"1- The title: 'groups of people'. Are you trying to perform permutation testing for a group of subjects (people), so, is it 'groups of people', or group analysis?"
I meant group analysis (aka 2nd level analysis): "is this effect present in these subjects?" The goal is to generate a significance level for the group-level statistic, such as the accuracy averaged across subjects.
"2- You also wrote; 'Assume further that there is a single set of p unique relabelings (label permutations), applied such that there is a linking between the permutations in each person'. So, how do you get this set of 'p unique relabelings', or you don't have to find them, you just do find p times relabelings?"Sorry for the confusion; I was struggling a bit with terminology. What I mean is that there is a single set of label permutations which are used for every person, rather than generating unique label permutations for everyone. The set of label permutations is created in the 'usual' way. If the number of labels is small all possible permutations should be used, but when there are too many for that to be practical a random subset can be generated.
For example, suppose there are two classes (a and b) and three examples of each class. If the true labeling (i.e. row order of the data table) is aaabbb, possible permutations include aabbba, ababab, etc.
"3- 'applied such that there is a linking between the permutations in each person'. I cannot figure out what that is? I can tell that it gives a biased distribution, either all yielding best accuracy(s) that are closer to the real one, or all yielding closer to chance level accuracy."What I meant was that, if all subjects have the same number and type of examples, the same (single) permutation scheme can be used for everyone. To continue the example, we would calculate the accuracy with the aabbba relabeling in every subject, then the accuracy with the ababab relabeling, etc.
I guess this gives a biased distribution in the sense that fewer relabelings are included ... When a random subset of the permutations has to be used (because there are too many to calculate them all), under scheme 2 you could generate a separate set of permutations for each person (e.g. aabbba might be used with subject 3 but not subjects 1, 2, or 4). The single set of permutations used for everyone is not biased (assuming it was generated properly), but does sample a smaller number of relabelings than if you generate unique relabelings for each person.

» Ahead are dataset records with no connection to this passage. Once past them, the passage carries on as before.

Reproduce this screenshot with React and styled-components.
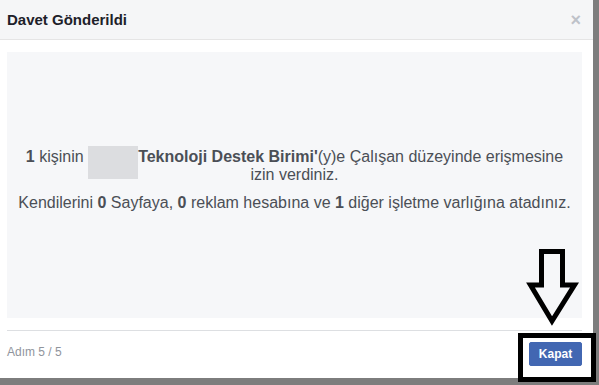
import React from 'react';
import styled, { createGlobalStyle } from 'styled-components';

const GlobalStyle = createGlobalStyle`
  html, body {
    margin: 0;
    padding: 0;
    background: #7d7d7d;
    font-family: "Liberation Sans", Arial, sans-serif;
  }
`;

const Page = styled.div`
  position: relative;
  width: 599px;
  height: 385px;
  overflow: hidden;
  background: #7d7d7d;
`;

const Dialog = styled.div`
  width: 593px;
  height: 378px;
  background: #ffffff;
  display: flex;
  flex-direction: column;
`;

const Header = styled.div`
  height: 39px;
  flex: none;
  display: flex;
  align-items: center;
  justify-content: space-between;
  padding: 0 12px 0 7px;
  background: #f5f6f7;
  border-bottom: 1px solid #e5e5e5;
`;

const Title = styled.h2`
  margin: 0;
  font-size: 15px;
  font-weight: bold;
  color: #1d2129;
`;

const Close = styled.span`
  font-size: 18px;
  line-height: 1;
  color: #bec2c9;
  font-weight: bold;
`;

const Body = styled.div`
  flex: 1;
  padding: 12px 11px 12px 7px;
  display: flex;
  flex-direction: column;
`;

const Panel = styled.div`
  flex: 1;
  background: #f6f7f9;
  display: flex;
  flex-direction: column;
  justify-content: center;
  align-items: center;
  padding: 0 8px 11px;
  text-align: center;
  color: #4b4f56;
  font-size: 16px;
  line-height: 18px;
`;

const Para = styled.p`
  margin: 0 0 10px;
  &:last-child {
    margin-bottom: 0;
  }
`;

const Redacted = styled.span`
  display: inline-block;
  width: 50px;
  height: 33px;
  margin: -2px 0 -13px;
  vertical-align: top;
  background: #dcdde0;
`;

const Footer = styled.div`
  margin: 0 11px 0 7px;
  border-top: 1px solid #dddfe2;
  height: 47px;
  flex: none;
  display: flex;
  align-items: center;
  justify-content: space-between;
`;

const Step = styled.span`
  font-size: 12px;
  color: #90949c;
  margin-top: -6px;
`;

const Button = styled.button`
  width: 53px;
  height: 24px;
  margin-top: -1px;
  border: 1px solid #4267b2;
  border-radius: 2px;
  background: #4267b2;
  color: #ffffff;
  font-family: "Liberation Sans", Arial, sans-serif;
  font-size: 12px;
  font-weight: bold;
  padding: 0;
`;

const Highlight = styled.div`
  position: absolute;
  left: 518px;
  top: 333px;
  width: 78px;
  height: 49px;
  box-sizing: border-box;
  border: 5px solid #000;
`;

const ArrowMark = styled.svg`
  position: absolute;
  left: 520px;
  top: 240px;
`;

const App = () => (
  <Page>
    <GlobalStyle />
    <Dialog>
      <Header>
        <Title>Davet Gönderildi</Title>
        <Close>×</Close>
      </Header>
      <Body>
        <Panel>
          <Para>
            <b>1</b> kişinin <Redacted />
            <b>Teknoloji Destek Birimi'</b>(y)e Çalışan düzeyinde erişmesine izin verdiniz.
          </Para>
          <Para>
            Kendilerini <b>0</b> Sayfaya, <b>0</b> reklam hesabına ve <b>1</b> diğer işletme varlığına atadınız.
          </Para>
        </Panel>
      </Body>
      <Footer>
        <Step>Adım 5 / 5</Step>
        <Button>Kapat</Button>
      </Footer>
    </Dialog>
    <ArrowMark width="66" height="90" viewBox="0 0 66 90">
      <polygon
        points="21.5,11.5 42.5,11.5 42.5,45 54.5,45 32,81 10.5,45 21.5,45"
        fill="none"
        stroke="#000"
        strokeWidth="5"
        strokeLinejoin="miter"
      />
    </ArrowMark>
    <Highlight />
  </Page>
);

export default App;
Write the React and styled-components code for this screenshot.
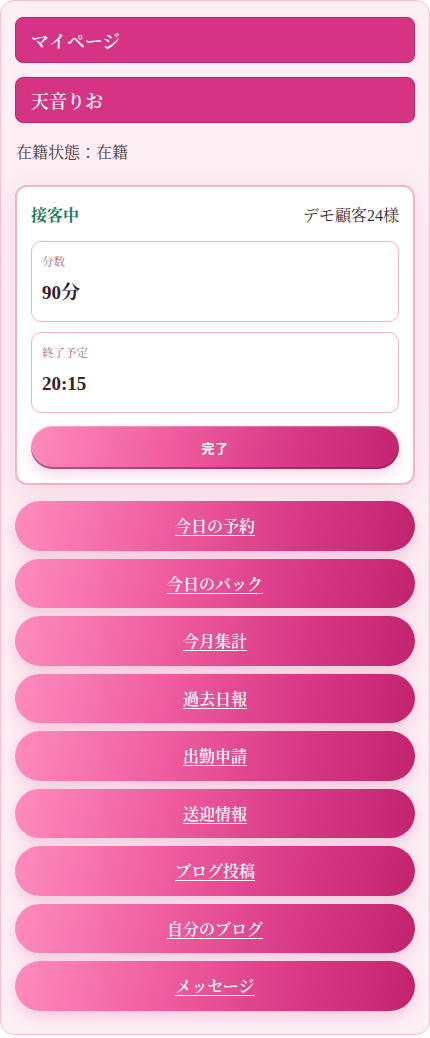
import React from "react";
import styled, { createGlobalStyle } from "styled-components";

const GlobalStyle = createGlobalStyle`
  body {
    margin: 0;
    background: #ffffff;
    font-family: "Liberation Serif", "Noto Serif CJK JP", "Noto Serif JP", "IPAexMincho", "IPAMincho", "TakaoMincho", "Noto Sans CJK JP", serif;
  }
`;

const Page = styled.div`
  width: 430px;
  min-height: 1038px;
  box-sizing: border-box;
  padding: 0 0 2px;
`;

const Container = styled.div`
  box-sizing: border-box;
  width: 430px;
  padding: 16px 14px 23px;
  background: linear-gradient(180deg, #fdf0f5 0%, #fcedf3 60%, #fdf1f6 100%);
  border: 1px solid #f6bcd2;
  border-radius: 14px;
`;

const TitleBar = styled.div`
  box-sizing: border-box;
  height: 46px;
  padding: 0 15px;
  display: flex;
  align-items: center;
  background: #d63384;
  border: 1px solid #c0276f;
  border-radius: 8px;
  color: #ffffff;
  font-size: 18px;
  font-weight: 600;
  & + & {
    margin-top: 14px;
  }
`;

const Status = styled.p`
  margin: 18px 0 20px 1px;
  font-size: 16px;
  line-height: 24px;
  color: #4a3742;
`;

const Card = styled.section`
  box-sizing: border-box;
  padding: 14px 14px 14px;
  background: #ffffff;
  border: 2px solid #f3b3ca;
  border-radius: 12px;
  box-shadow: 0 6px 22px rgba(200, 90, 140, 0.16);
`;

const CardHead = styled.div`
  display: flex;
  justify-content: space-between;
  align-items: center;
  height: 26px;
  font-size: 16px;
  margin-bottom: 14px;
`;

const Serving = styled.span`
  color: #1f7a5c;
  font-weight: 700;
`;

const Guest = styled.span`
  color: #3f3036;
`;

const Field = styled.div`
  box-sizing: border-box;
  height: 81px;
  padding: 11px 10px 0;
  border: 1px solid #f0b4cb;
  border-radius: 10px;
  & + & {
    margin-top: 10px;
  }
`;

const FieldLabel = styled.div`
  font-size: 11.5px;
  line-height: 18px;
  color: #9b6a82;
`;

const FieldValue = styled.div`
  margin-top: 9px;
  font-size: 19px;
  line-height: 26px;
  font-weight: 700;
  color: #352228;
`;

const DoneButton = styled.button`
  display: block;
  width: 100%;
  height: 43px;
  margin-top: 13px;
  border: none;
  border-radius: 22px;
  background: linear-gradient(100deg, #fd8cbc 0%, #ee5a9d 40%, #d83a86 70%, #c2246f 100%);
  box-shadow: inset 0 -2px 0 rgba(110, 40, 80, 0.55), inset 0 1px 0 rgba(255, 255, 255, 0.25),
    0 6px 14px rgba(214, 51, 132, 0.18);
  color: #ffffff;
  font-family: "Noto Sans CJK JP", sans-serif;
  font-size: 13px;
  font-weight: 700;
  letter-spacing: 0.5px;
`;

const Menu = styled.nav`
  display: flex;
  flex-direction: column;
  gap: 8px;
  margin-top: 16px;
`;

const MenuButton = styled.a`
  box-sizing: border-box;
  height: 49.5px;
  display: flex;
  align-items: center;
  justify-content: center;
  border-radius: 25px;
  background: linear-gradient(100deg, #fd8cbc 0%, #ee5a9d 40%, #d83a86 70%, #c2236f 100%);
  box-shadow: 0 6px 16px rgba(214, 51, 132, 0.2);
  color: #ffffff;
  font-size: 16px;
  font-weight: 600;
  text-decoration: underline;
  text-underline-offset: 3px;
  cursor: pointer;
`;

const menuItems = [
  "今日の予約",
  "今日のバック",
  "今月集計",
  "過去日報",
  "出勤申請",
  "送迎情報",
  "ブログ投稿",
  "自分のブログ",
  "メッセージ",
];

const App = () => {
  return (
    <Page>
      <GlobalStyle />
      <Container>
        <TitleBar>マイページ</TitleBar>
        <TitleBar>天音りお</TitleBar>
        <Status>在籍状態：在籍</Status>
        <Card>
          <CardHead>
            <Serving>接客中</Serving>
            <Guest>デモ顧客24様</Guest>
          </CardHead>
          <Field>
            <FieldLabel>分数</FieldLabel>
            <FieldValue>90分</FieldValue>
          </Field>
          <Field>
            <FieldLabel>終了予定</FieldLabel>
            <FieldValue>20:15</FieldValue>
          </Field>
          <DoneButton>完了</DoneButton>
        </Card>
        <Menu>
          {menuItems.map((item) => (
            <MenuButton key={item}>{item}</MenuButton>
          ))}
        </Menu>
      </Container>
    </Page>
  );
};

export default App;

"4- Since each person/subject (data) has its own classifier (or a correlated set of classifiers due to using k-fold cross validation), is it legitimate to take the mean of each of the 'p unique relabelings' (as you showed in scheme 1)?"
This is one of the reasons why I made the post: to ask for opinions on its legitimacy! It feels more fair to me to take the across-subjects mean when the same labeling is used for everyone than averaging values from different labelings. But a feeling isn't proof, and it's possible that scheme 1 is too stringent.

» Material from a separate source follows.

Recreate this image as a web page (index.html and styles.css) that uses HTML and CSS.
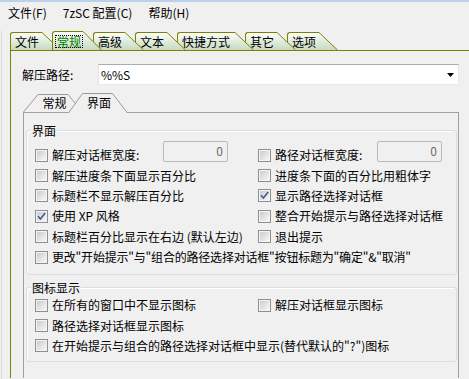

"5- The formula; ((number of permutation means) > (real mean)) / (r + 1)Yes, I think this is right: if the true labeling is better than all 1000 permutations we want the resulting p-value to come out as 0.001, not 0.
I think using ((number of permutation means) > (real mean) +1 ) / (r + 1) would prevent getting p=0 value when the classification accuracy is highly above change. We shouldn't be getting 0 in any case, but that is most probably to happen because the number of permutations is limited by the computational power, and the randomization labeling might not be perfectly tailored enough to generate an idealistic distribution (e.g. at one permutation should capture the original labeling or one that is highly close to it and thus give high classification accuracy)."